Cari Miller, who has helped develop international standards for buying algorithms and co-founded the nonprofit AI Procurement Lab, described the scorecards as a lobbyist’s solution that is “not a bad starting point, but only a starting point” for what vendors of high-risk algorithms should be contractually required to disclose.

“Procurement is one of the most important governance mechanisms, it’s where the rubber meets the road, it’s the front door, it’s where you can decide whether or not to let the bad stuff in,” she said. “You need to understand whether the data in that model is representative, is it biased or unbiased? What did they do with that data and where did it come from? Did all of it come from Reddit or Quora? Because if it did, it may not be what you need.”

As OMB noted when rolling out its AI rules, the federal government is the largest single buyer in the U.S. economy, responsible for more than $100 billion in IT purchases in 2023. The direction it takes on AI—what it requires vendors to disclose and how it tests products before implementing them—is likely to set the standard for how transparent AI companies are about their products when selling to smaller government agencies or even to other private companies.

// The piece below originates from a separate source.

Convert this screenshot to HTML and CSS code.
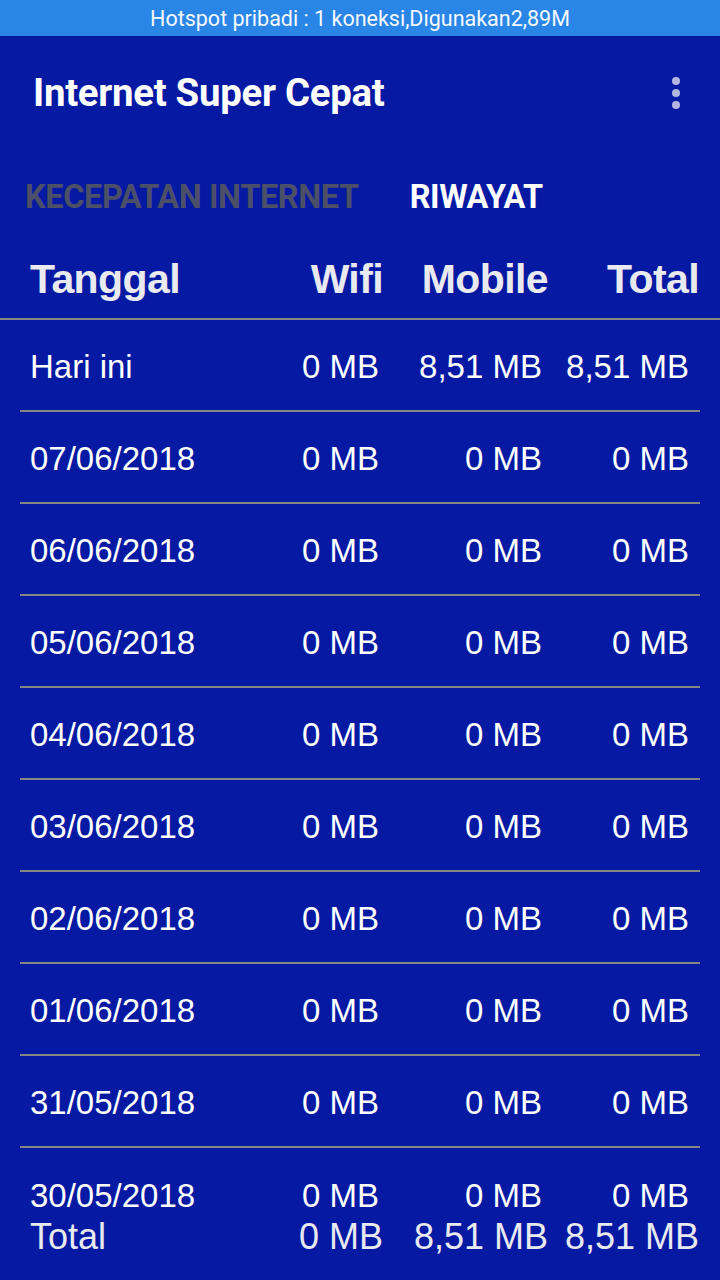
FILE: index.html
```html
<!DOCTYPE html>
<html lang="id">
<head>
	<meta charset="UTF-8">
	<title>Internet Super Cepat</title>
	<link rel="stylesheet" href="styles.css">
</head>
<body>
<div class="screen">
	<div class="status">Hotspot pribadi : 1 koneksi,Digunakan2,89M</div>

	<header class="appbar">
		<h1>Internet Super Cepat</h1>
		<span class="menu"><i></i><i></i><i></i></span>
	</header>

	<nav class="tabs">
		<span class="tab">KECEPATAN INTERNET</span>
		<span class="tab active">RIWAYAT</span>
	</nav>

	<div class="head">
		<span class="date">Tanggal</span>
		<span class="wifi">Wifi</span>
		<span class="mobile">Mobile</span>
		<span class="total">Total</span>
	</div>

	<div class="list">
		<div class="row"><span class="date">Hari ini</span><span class="wifi">0 MB</span><span class="mobile">8,51 MB</span><span class="total">8,51 MB</span></div>
		<div class="row"><span class="date">07/06/2018</span><span class="wifi">0 MB</span><span class="mobile">0 MB</span><span class="total">0 MB</span></div>
		<div class="row"><span class="date">06/06/2018</span><span class="wifi">0 MB</span><span class="mobile">0 MB</span><span class="total">0 MB</span></div>
		<div class="row"><span class="date">05/06/2018</span><span class="wifi">0 MB</span><span class="mobile">0 MB</span><span class="total">0 MB</span></div>
		<div class="row"><span class="date">04/06/2018</span><span class="wifi">0 MB</span><span class="mobile">0 MB</span><span class="total">0 MB</span></div>
		<div class="row"><span class="date">03/06/2018</span><span class="wifi">0 MB</span><span class="mobile">0 MB</span><span class="total">0 MB</span></div>
		<div class="row"><span class="date">02/06/2018</span><span class="wifi">0 MB</span><span class="mobile">0 MB</span><span class="total">0 MB</span></div>
		<div class="row"><span class="date">01/06/2018</span><span class="wifi">0 MB</span><span class="mobile">0 MB</span><span class="total">0 MB</span></div>
		<div class="row"><span class="date">31/05/2018</span><span class="wifi">0 MB</span><span class="mobile">0 MB</span><span class="total">0 MB</span></div>
		<div class="row"><span class="date">30/05/2018</span><span class="wifi">0 MB</span><span class="mobile">0 MB</span><span class="total">0 MB</span></div>
	</div>

	<div class="sum">
		<span class="date">Total</span>
		<span class="wifi">0 MB</span>
		<span class="mobile">8,51 MB</span>
		<span class="total">8,51 MB</span>
	</div>
</div>
</body>
</html>
```

FILE: styles.css
```css
body {
	margin: 0;
	background: #0519a3;
}

.screen {
	position: relative;
	width: 720px;
	height: 1280px;
	overflow: hidden;
	background: #0519a3;
	color: #fff;
	font-family: "Liberation Sans", Arial, sans-serif;
}

.status {
	height: 36px;
	line-height: 38px;
	background: #2a86e6;
	text-align: center;
	font-family: Roboto, sans-serif;
	font-size: 21.5px;
	color: #f4f8ff;
}

.appbar {
	height: 118px;
	display: flex;
	align-items: center;
	justify-content: space-between;
	padding: 0 40px 6px 33px;
	box-sizing: border-box;
}

.appbar h1 {
	margin: 0;
	font-family: Roboto, sans-serif;
	font-weight: 700;
	font-size: 38.4px;
	letter-spacing: -0.3px;
}

.menu {
	display: flex;
	flex-direction: column;
	gap: 4px;
	margin-top: 2px;
}

.menu i {
	width: 8px;
	height: 8px;
	border-radius: 50%;
	background: #b3b6e3;
}

/* tabs */
.tabs {
	display: flex;
	gap: 51px;
	height: 86px;
	padding: 0 0 0 25px;
	align-items: center;
	box-sizing: border-box;
}

.tab {
	font-family: Roboto, sans-serif;
	font-weight: 700;
	font-size: 32.5px;
	letter-spacing: -0.4px;
	color: #4b4f68;
}

.tab.active {
	color: #fff;
}

/* table */
.head, .sum {
	display: grid;
	grid-template-columns: 1fr 130px 165px 151px;
	align-items: center;
	padding: 0 21px 0 30px;
}

.head {
	height: 78px;
	border-bottom: 2px solid #868686;
	font-weight: 700;
	font-size: 41px;
	letter-spacing: -0.6px;
	color: #e9e9f0;
}

.wifi, .mobile, .total {
	text-align: right;
}

.list {
	padding: 0 20px;
}

.row {
	display: grid;
	grid-template-columns: 1fr 130px 163px 147px;
	align-items: center;
	height: 90px;
	padding: 4px 11px 0 10px;
	box-sizing: border-box;
	height: 92px;
	border-bottom: 2px solid #868686;
	font-size: 33px;
	color: #fff;
}

.row:last-child {
	border-bottom: 0;
}

.sum {
	position: absolute;
	left: 0;
	right: 0;
	bottom: 22px;
	font-size: 36px;
	color: #e9e9f0;
}
```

President-elect Trump has strongly signaled his intention to roll back OMB’s rules. He campaigned on a party platform that called for a “repeal [of] Joe Biden’s dangerous Executive Order that hinders AI Innovation, and imposes Radical Leftwing ideas on the development of this technology.”

Mathur, the former White House senior AI advisor, said he hopes the incoming administration doesn’t follow through on that promise and pointed out that Trump kick-started efforts to build trust in federal AI systems with his executive order in 2020.

Just getting agencies to inventory their AI systems and answer questions about the proprietary systems they use was a monumental task, Mathur said, that has been “profoundly useful” but requires follow-through.

“If we don’t have the code or the data or the algorithm we’re not going to be able to understand the impact we’re having,” he said.